Iranian Internet activists then became a Twitter campaign using the hashtag #WeAreNotBots and posted comments like ‘There’s no robot involved, we are the real people! We’ve been denied our right to free expression and get severely cracked down on freedom of speech and free use of press or cyberspace.”

It is clear that the Regime is increasingly desperate to stop news of its malign behaviour from spreading across the world, lest it lead to more sanctions and more isolation.

They are also terrified of how the Iranian uprising has spread using social media, with protesters using it to communicate, plan, and regroup. That’s why they went to so much effort to slow and block the internet earlier this year.
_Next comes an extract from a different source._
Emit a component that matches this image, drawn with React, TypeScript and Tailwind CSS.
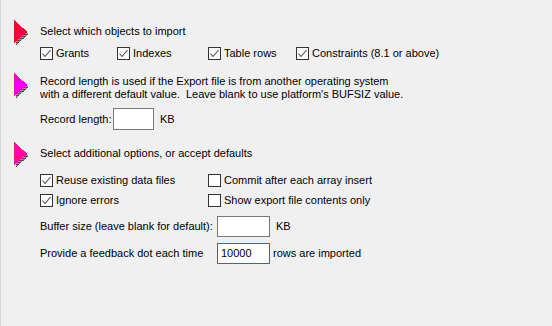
import React from "react";

const Arrow = ({ red }: { red?: boolean }) => {
  const id = red ? "patRed" : "patMag";
  return (
    <svg width="16" height="26" viewBox="0 0 16 26" shapeRendering="crispEdges">
      <defs>
        <pattern id={id} width="2" height="2" patternUnits="userSpaceOnUse">
          <rect width="2" height="2" fill={red ? "#ff0000" : "#ff00ff"} />
          <rect width="1" height="1" fill={red ? "#ff0050" : "#ff0090"} />
          <rect x="1" y="1" width="1" height="1" fill={red ? "#ff0050" : "#ff0090"} />
        </pattern>
        <pattern id={id + "sh"} width="2" height="2" patternUnits="userSpaceOnUse">
          <rect width="1" height="1" fill="#404040" />
          <rect x="1" y="1" width="1" height="1" fill="#808080" />
          <rect x="1" y="0" width="1" height="1" fill="#606060" />
          <rect x="0" y="1" width="1" height="1" fill="#a0a0a0" />
        </pattern>
      </defs>
      <polygon points="2,3 15,14 2,25" fill={`url(#${id}sh)`} />
      <polygon points="0,0 13,11.5 0,23" fill={`url(#${id})`} />
    </svg>
  );
};

const Check = ({ checked }: { checked?: boolean }) => (
  <span className="w-[13px] h-[13px] border border-[#333333] bg-white flex items-center justify-center shrink-0">
    {checked && (
      <svg width="11" height="11" viewBox="0 0 11 11">
        <polyline points="1.5,5.5 4,8.5 9.5,2" fill="none" stroke="#4a4a4a" strokeWidth="1.1" />
      </svg>
    )}
  </span>
);

const CB = ({ label, checked, w }: { label: string; checked?: boolean; w?: string }) => (
  <div className={`flex items-center gap-[3px] h-[13px] ${w ?? ""}`}>
    <Check checked={checked} />
    <span className="leading-[13px] whitespace-nowrap">{label}</span>
  </div>
);

export default function App() {
  return (
    <div
      className="w-[552px] h-[326px] bg-[#f0f0f0] border-l border-[#d9d9d9] text-black text-[11px] overflow-hidden"
      style={{ fontFamily: '"Liberation Sans", Arial, sans-serif' }}
    >
      <div className="flex flex-col pl-[13px] pt-[20px]">
        {/* Section 1 */}
        <div className="flex">
          <div className="w-[26px] shrink-0">
            <Arrow red />
          </div>
          <div className="flex flex-col pt-[4px]">
            <div className="leading-[15px] whitespace-nowrap">Select which objects to import</div>
            <div className="flex mt-[8px]">
              <CB label="Grants" checked w="w-[77px]" />
              <CB label="Indexes" checked w="w-[91px]" />
              <CB label="Table rows" checked w="w-[88px]" />
              <CB label="Constraints (8.1 or above)" checked />
            </div>
          </div>
        </div>

        {/* Section 2 */}
        <div className="flex mt-[13px]">
          <div className="w-[26px] shrink-0">
            <Arrow />
          </div>
          <div className="flex flex-col pt-[2px]">
            <div className="leading-[13px] whitespace-nowrap">
              Record length is used if the Export file is from another operating system
              <br />
              with a different default value.&nbsp; Leave blank to use platform's BUFSIZ value.
            </div>
            <div className="flex items-center mt-[7px] h-[22px]">
              <span className="w-[73px] whitespace-nowrap">Record length:</span>
              <div className="w-[41px] h-[22px] bg-white border border-[#7a7a7a]" />
              <span className="ml-[6px]">KB</span>
            </div>
          </div>
        </div>

        {/* Section 3 */}
        <div className="flex mt-[12px]">
          <div className="w-[26px] shrink-0">
            <Arrow />
          </div>
          <div className="flex flex-col pt-[4px]">
            <div className="leading-[15px] whitespace-nowrap">Select additional options, or accept defaults</div>
            <div className="flex mt-[13px]">
              <CB label="Reuse existing data files" checked w="w-[168px]" />
              <CB label="Commit after each array insert" />
            </div>
            <div className="flex mt-[7px]">
              <CB label="Ignore errors" checked w="w-[168px]" />
              <CB label="Show export file contents only" />
            </div>
            <div className="flex items-center mt-[9px] h-[21px]">
              <span className="w-[177px] whitespace-nowrap">Buffer size (leave blank for default):</span>
              <div className="w-[53px] h-[21px] bg-white border border-[#7a7a7a]" />
              <span className="ml-[6px]">KB</span>
            </div>
            <div className="flex items-center mt-[6px] h-[21px]">
              <span className="w-[177px] whitespace-nowrap">Provide a feedback dot each time</span>
              <div className="w-[53px] h-[21px] bg-white border border-[#0078d7] flex items-center pl-[3px]">
                10000
              </div>
              <span className="ml-[3px]">rows are imported</span>
            </div>
          </div>
        </div>
      </div>
    </div>
  );
}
Mostafa Tajzadeh, a regime strategist close to Rouhani’s camp, said: “Open access to social media is yet another problem. This is unprecedented and we have never faced such dilemmas all at once.”

The biggest problem, however, is that the MEK’s Resistance Units are shining a light on the Regime and its suppression.

Shafiee wrote: “The regime wants this voice silenced at all costs. [Supreme Leader Ali] Khamenei struggles to keep everyone and most of all Iranian people in the dark. Thanks to social media including Twitter for their work.

Keeping the free flow of information is a must. The Iranian regime simply wants to stifle science and hide the truth.”